Anche in questi giorni del dopo-Brexit, non sono sfuggiti alcuni segnali di ambiguità. Per esempio, tutta la comunicazione “tecnica” della Commissione Ue è stata gestita da funzioanri tedeschi, dal servizio del portavoce al servizio giuridico. Ciò ha rischiato di provocare una distorsione delle informazioni. Per esempio nessun accenno nei breafing ufficiali e off-the-record è stato fatto all’articolo 4 del Trattato, così come non si è parlato dell’interpretazione più vincolante dell’articolo 50 sui tempi di notifica della decisione di un paese di lasciare l’Unione. L’articolo 50 non stabilisce tempi di per la notifica e su questo, come è noto, Londra sta cercando di giocare.

Guarda caso, tra i leader Ue è stata proprio Angela Merkel ad usare i toni più concilianti su questo nodo cruciale. In realtà, sostengono esperti di diritto comunitario, non è stato detto che in base all'articolo 50 Londra non può rinviare a suo piacimento la data di notifica alla Ue ma «deve» farlo subito dopo aver assolto gli obblighi costituzionali, cioè la presa d'atto del Parlamento britannico. In termini di trattato, significa che la notifica deve avvenire “il giorno dopo”. Non è previsto un termine perché non c’è nessun margine.
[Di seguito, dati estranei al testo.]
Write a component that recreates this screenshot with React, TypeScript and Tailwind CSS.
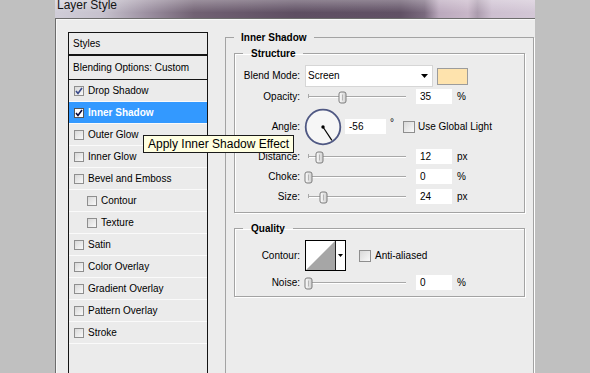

C’è poi un altro aspetto non secondario sui negoziati tra la Ue e la Gran Bretagna. Il “negoziatore ufficiale” nominato immediatamente dal presidente del Consiglio europeo, il polacco Tusk, non ha alcun potere e non ha alcun ruolo a norma di trattati. La trattativa con la Gran Bretagna è un negoziato “normale” e in quanto tale è affidato alla Commissione europea che poi sottopone il risultato al voto del Consiglio dei ministri degli Esteri e non al Consiglio europeo (i primi ministri). La differenza è sostanziale perché il primo decide a maggioranza qualificata mentre il secondo deve decidere all’unanimità quindi basta un paese membro per bocciare l’accordo e accrescere l’incertezza.